--- START OF Exercise data ---

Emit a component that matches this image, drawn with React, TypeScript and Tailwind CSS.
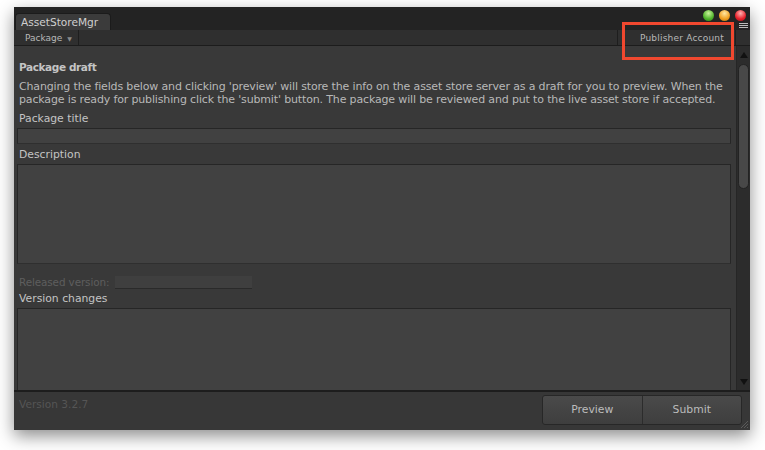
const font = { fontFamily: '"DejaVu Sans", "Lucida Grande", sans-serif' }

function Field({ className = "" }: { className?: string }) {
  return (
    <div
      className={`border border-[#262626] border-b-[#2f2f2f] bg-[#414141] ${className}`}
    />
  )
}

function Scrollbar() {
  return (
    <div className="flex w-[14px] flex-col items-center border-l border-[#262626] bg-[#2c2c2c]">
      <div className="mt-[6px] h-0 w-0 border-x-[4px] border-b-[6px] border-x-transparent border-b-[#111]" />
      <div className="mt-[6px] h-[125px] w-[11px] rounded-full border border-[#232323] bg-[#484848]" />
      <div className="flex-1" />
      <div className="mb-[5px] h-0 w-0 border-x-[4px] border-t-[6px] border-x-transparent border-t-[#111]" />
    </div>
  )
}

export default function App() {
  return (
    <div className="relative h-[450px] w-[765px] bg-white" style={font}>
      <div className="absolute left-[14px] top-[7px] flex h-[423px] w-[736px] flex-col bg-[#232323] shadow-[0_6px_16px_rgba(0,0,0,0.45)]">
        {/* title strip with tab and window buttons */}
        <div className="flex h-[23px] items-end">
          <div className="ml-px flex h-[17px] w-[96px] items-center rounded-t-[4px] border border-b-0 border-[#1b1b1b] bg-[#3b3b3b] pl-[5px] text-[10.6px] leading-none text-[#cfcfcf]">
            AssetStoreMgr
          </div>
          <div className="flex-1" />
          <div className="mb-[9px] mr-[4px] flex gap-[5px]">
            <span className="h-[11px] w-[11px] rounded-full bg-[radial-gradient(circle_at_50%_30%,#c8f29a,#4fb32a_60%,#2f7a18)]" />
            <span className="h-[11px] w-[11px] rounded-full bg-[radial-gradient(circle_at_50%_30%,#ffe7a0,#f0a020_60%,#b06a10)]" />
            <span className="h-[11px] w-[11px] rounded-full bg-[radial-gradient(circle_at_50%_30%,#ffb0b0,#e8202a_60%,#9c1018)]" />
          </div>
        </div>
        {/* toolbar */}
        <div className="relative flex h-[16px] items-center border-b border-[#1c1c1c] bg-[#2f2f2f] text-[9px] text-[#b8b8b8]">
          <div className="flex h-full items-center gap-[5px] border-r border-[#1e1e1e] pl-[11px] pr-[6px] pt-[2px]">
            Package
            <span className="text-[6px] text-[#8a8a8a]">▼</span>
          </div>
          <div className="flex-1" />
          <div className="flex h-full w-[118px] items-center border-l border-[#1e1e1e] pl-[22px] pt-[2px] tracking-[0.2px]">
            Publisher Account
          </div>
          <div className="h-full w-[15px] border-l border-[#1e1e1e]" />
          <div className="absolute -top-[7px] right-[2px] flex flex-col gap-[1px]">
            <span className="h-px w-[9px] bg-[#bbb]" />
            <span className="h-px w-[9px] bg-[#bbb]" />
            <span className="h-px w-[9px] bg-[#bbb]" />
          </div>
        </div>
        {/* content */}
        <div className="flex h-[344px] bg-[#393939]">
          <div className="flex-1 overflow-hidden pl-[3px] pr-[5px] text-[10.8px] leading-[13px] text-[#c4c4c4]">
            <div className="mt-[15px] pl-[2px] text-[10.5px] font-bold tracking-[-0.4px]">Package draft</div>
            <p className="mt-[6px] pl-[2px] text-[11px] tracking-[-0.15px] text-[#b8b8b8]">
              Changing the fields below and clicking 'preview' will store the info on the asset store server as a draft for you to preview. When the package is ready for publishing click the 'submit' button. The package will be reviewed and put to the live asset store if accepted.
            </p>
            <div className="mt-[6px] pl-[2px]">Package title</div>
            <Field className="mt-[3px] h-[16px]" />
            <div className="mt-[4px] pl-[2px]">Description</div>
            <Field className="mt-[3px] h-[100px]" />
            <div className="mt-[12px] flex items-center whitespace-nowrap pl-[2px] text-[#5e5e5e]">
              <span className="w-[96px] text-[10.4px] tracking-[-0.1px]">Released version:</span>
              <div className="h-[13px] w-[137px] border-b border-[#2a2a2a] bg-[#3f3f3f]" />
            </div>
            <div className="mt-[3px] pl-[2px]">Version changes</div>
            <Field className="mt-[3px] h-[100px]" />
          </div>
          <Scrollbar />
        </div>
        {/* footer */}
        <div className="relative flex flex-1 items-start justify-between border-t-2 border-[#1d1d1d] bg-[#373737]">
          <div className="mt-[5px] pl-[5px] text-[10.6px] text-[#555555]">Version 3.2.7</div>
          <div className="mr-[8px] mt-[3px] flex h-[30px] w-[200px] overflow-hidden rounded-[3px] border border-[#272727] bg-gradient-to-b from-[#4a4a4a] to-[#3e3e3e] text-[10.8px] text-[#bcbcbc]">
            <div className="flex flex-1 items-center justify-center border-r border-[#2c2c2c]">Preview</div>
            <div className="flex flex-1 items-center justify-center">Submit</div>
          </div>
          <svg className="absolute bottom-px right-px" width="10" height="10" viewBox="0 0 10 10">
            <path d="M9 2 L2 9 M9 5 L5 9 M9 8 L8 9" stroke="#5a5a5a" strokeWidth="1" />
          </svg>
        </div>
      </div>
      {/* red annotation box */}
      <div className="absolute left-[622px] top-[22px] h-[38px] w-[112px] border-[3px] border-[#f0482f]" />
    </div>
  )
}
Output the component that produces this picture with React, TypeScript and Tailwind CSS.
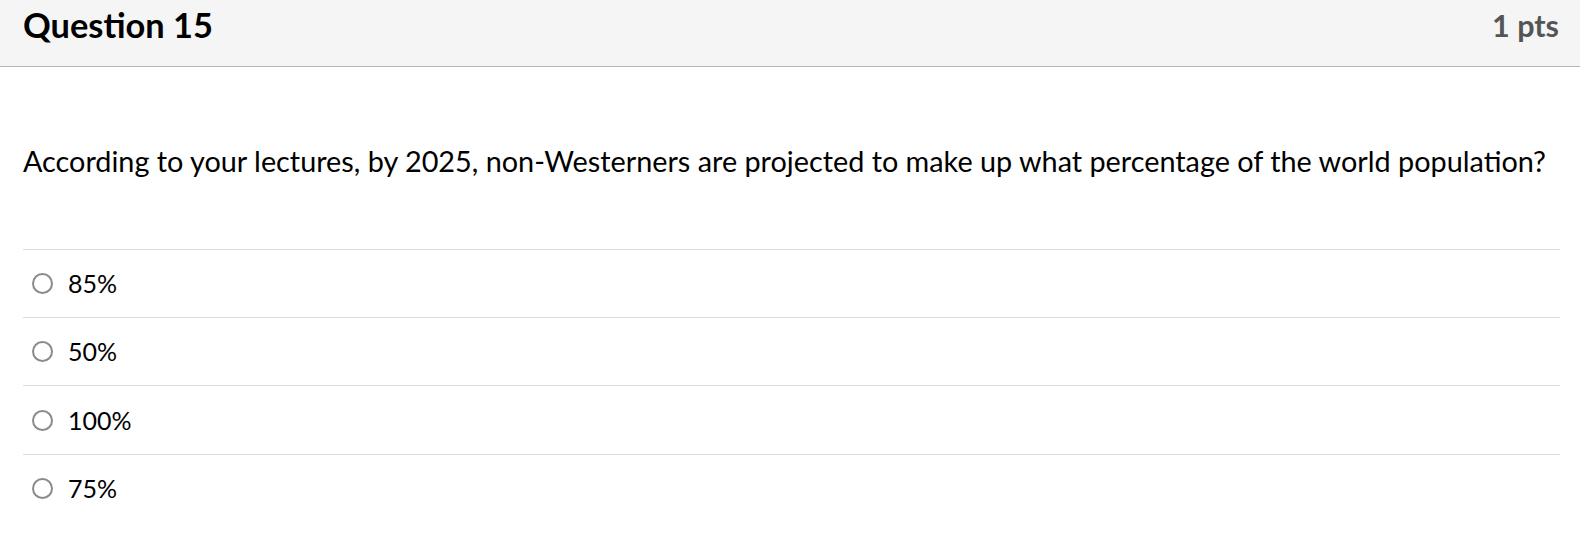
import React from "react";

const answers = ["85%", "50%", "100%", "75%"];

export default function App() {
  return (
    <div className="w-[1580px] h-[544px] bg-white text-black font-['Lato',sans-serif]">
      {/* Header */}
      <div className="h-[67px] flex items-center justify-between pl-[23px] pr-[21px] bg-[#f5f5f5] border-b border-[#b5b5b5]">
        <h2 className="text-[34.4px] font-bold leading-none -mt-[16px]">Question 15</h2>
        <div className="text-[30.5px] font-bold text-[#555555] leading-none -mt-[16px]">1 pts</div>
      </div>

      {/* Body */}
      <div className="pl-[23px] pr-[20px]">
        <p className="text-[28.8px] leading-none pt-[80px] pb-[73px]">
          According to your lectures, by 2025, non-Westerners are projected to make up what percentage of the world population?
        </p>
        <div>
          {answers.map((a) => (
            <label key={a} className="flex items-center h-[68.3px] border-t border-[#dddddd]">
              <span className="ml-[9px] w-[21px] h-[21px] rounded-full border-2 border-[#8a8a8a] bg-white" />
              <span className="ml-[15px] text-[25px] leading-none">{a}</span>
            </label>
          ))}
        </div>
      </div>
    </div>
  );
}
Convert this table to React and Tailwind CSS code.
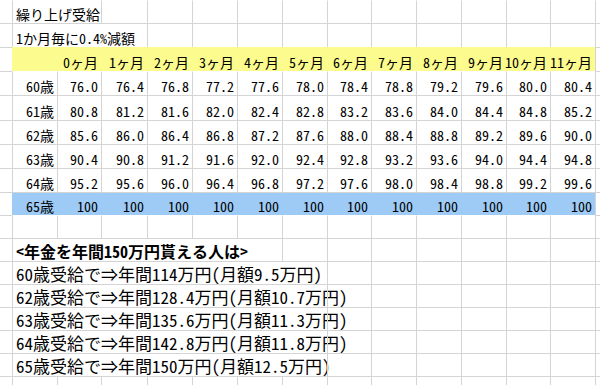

--- END OF Exercise data ---

| What you need to do |
Omit every picture, and otherwise quote the entries exactly.

| The result |
Emit a component that matches this image, drawn with React, TypeScript and Tailwind CSS.
const font = { fontFamily: '"DejaVu Sans", "Lucida Grande", sans-serif' }

function Field({ className = "" }: { className?: string }) {
  return (
    <div
      className={`border border-[#262626] border-b-[#2f2f2f] bg-[#414141] ${className}`}
    />
  )
}

function Scrollbar() {
  return (
    <div className="flex w-[14px] flex-col items-center border-l border-[#262626] bg-[#2c2c2c]">
      <div className="mt-[6px] h-0 w-0 border-x-[4px] border-b-[6px] border-x-transparent border-b-[#111]" />
      <div className="mt-[6px] h-[125px] w-[11px] rounded-full border border-[#232323] bg-[#484848]" />
      <div className="flex-1" />
      <div className="mb-[5px] h-0 w-0 border-x-[4px] border-t-[6px] border-x-transparent border-t-[#111]" />
    </div>
  )
}

export default function App() {
  return (
    <div className="relative h-[450px] w-[765px] bg-white" style={font}>
      <div className="absolute left-[14px] top-[7px] flex h-[423px] w-[736px] flex-col bg-[#232323] shadow-[0_6px_16px_rgba(0,0,0,0.45)]">
        {/* title strip with tab and window buttons */}
        <div className="flex h-[23px] items-end">
          <div className="ml-px flex h-[17px] w-[96px] items-center rounded-t-[4px] border border-b-0 border-[#1b1b1b] bg-[#3b3b3b] pl-[5px] text-[10.6px] leading-none text-[#cfcfcf]">
            AssetStoreMgr
          </div>
          <div className="flex-1" />
          <div className="mb-[9px] mr-[4px] flex gap-[5px]">
            <span className="h-[11px] w-[11px] rounded-full bg-[radial-gradient(circle_at_50%_30%,#c8f29a,#4fb32a_60%,#2f7a18)]" />
            <span className="h-[11px] w-[11px] rounded-full bg-[radial-gradient(circle_at_50%_30%,#ffe7a0,#f0a020_60%,#b06a10)]" />
            <span className="h-[11px] w-[11px] rounded-full bg-[radial-gradient(circle_at_50%_30%,#ffb0b0,#e8202a_60%,#9c1018)]" />
          </div>
        </div>
        {/* toolbar */}
        <div className="relative flex h-[16px] items-center border-b border-[#1c1c1c] bg-[#2f2f2f] text-[9px] text-[#b8b8b8]">
          <div className="flex h-full items-center gap-[5px] border-r border-[#1e1e1e] pl-[11px] pr-[6px] pt-[2px]">
            Package
            <span className="text-[6px] text-[#8a8a8a]">▼</span>
          </div>
          <div className="flex-1" />
          <div className="flex h-full w-[118px] items-center border-l border-[#1e1e1e] pl-[22px] pt-[2px] tracking-[0.2px]">
            Publisher Account
          </div>
          <div className="h-full w-[15px] border-l border-[#1e1e1e]" />
          <div className="absolute -top-[7px] right-[2px] flex flex-col gap-[1px]">
            <span className="h-px w-[9px] bg-[#bbb]" />
            <span className="h-px w-[9px] bg-[#bbb]" />
            <span className="h-px w-[9px] bg-[#bbb]" />
          </div>
        </div>
        {/* content */}
        <div className="flex h-[344px] bg-[#393939]">
          <div className="flex-1 overflow-hidden pl-[3px] pr-[5px] text-[10.8px] leading-[13px] text-[#c4c4c4]">
            <div className="mt-[15px] pl-[2px] text-[10.5px] font-bold tracking-[-0.4px]">Package draft</div>
            <p className="mt-[6px] pl-[2px] text-[11px] tracking-[-0.15px] text-[#b8b8b8]">
              Changing the fields below and clicking 'preview' will store the info on the asset store server as a draft for you to preview. When the package is ready for publishing click the 'submit' button. The package will be reviewed and put to the live asset store if accepted.
            </p>
            <div className="mt-[6px] pl-[2px]">Package title</div>
            <Field className="mt-[3px] h-[16px]" />
            <div className="mt-[4px] pl-[2px]">Description</div>
            <Field className="mt-[3px] h-[100px]" />
            <div className="mt-[12px] flex items-center whitespace-nowrap pl-[2px] text-[#5e5e5e]">
              <span className="w-[96px] text-[10.4px] tracking-[-0.1px]">Released version:</span>
              <div className="h-[13px] w-[137px] border-b border-[#2a2a2a] bg-[#3f3f3f]" />
            </div>
            <div className="mt-[3px] pl-[2px]">Version changes</div>
            <Field className="mt-[3px] h-[100px]" />
          </div>
          <Scrollbar />
        </div>
        {/* footer */}
        <div className="relative flex flex-1 items-start justify-between border-t-2 border-[#1d1d1d] bg-[#373737]">
          <div className="mt-[5px] pl-[5px] text-[10.6px] text-[#555555]">Version 3.2.7</div>
          <div className="mr-[8px] mt-[3px] flex h-[30px] w-[200px] overflow-hidden rounded-[3px] border border-[#272727] bg-gradient-to-b from-[#4a4a4a] to-[#3e3e3e] text-[10.8px] text-[#bcbcbc]">
            <div className="flex flex-1 items-center justify-center border-r border-[#2c2c2c]">Preview</div>
            <div className="flex flex-1 items-center justify-center">Submit</div>
          </div>
          <svg className="absolute bottom-px right-px" width="10" height="10" viewBox="0 0 10 10">
            <path d="M9 2 L2 9 M9 5 L5 9 M9 8 L8 9" stroke="#5a5a5a" strokeWidth="1" />
          </svg>
        </div>
      </div>
      {/* red annotation box */}
      <div className="absolute left-[622px] top-[22px] h-[38px] w-[112px] border-[3px] border-[#f0482f]" />
    </div>
  )
}
Output the component that produces this picture with React, TypeScript and Tailwind CSS.
import React from "react";

const answers = ["85%", "50%", "100%", "75%"];

export default function App() {
  return (
    <div className="w-[1580px] h-[544px] bg-white text-black font-['Lato',sans-serif]">
      {/* Header */}
      <div className="h-[67px] flex items-center justify-between pl-[23px] pr-[21px] bg-[#f5f5f5] border-b border-[#b5b5b5]">
        <h2 className="text-[34.4px] font-bold leading-none -mt-[16px]">Question 15</h2>
        <div className="text-[30.5px] font-bold text-[#555555] leading-none -mt-[16px]">1 pts</div>
      </div>

      {/* Body */}
      <div className="pl-[23px] pr-[20px]">
        <p className="text-[28.8px] leading-none pt-[80px] pb-[73px]">
          According to your lectures, by 2025, non-Westerners are projected to make up what percentage of the world population?
        </p>
        <div>
          {answers.map((a) => (
            <label key={a} className="flex items-center h-[68.3px] border-t border-[#dddddd]">
              <span className="ml-[9px] w-[21px] h-[21px] rounded-full border-2 border-[#8a8a8a] bg-white" />
              <span className="ml-[15px] text-[25px] leading-none">{a}</span>
            </label>
          ))}
        </div>
      </div>
    </div>
  );
}
Convert this table to React and Tailwind CSS code.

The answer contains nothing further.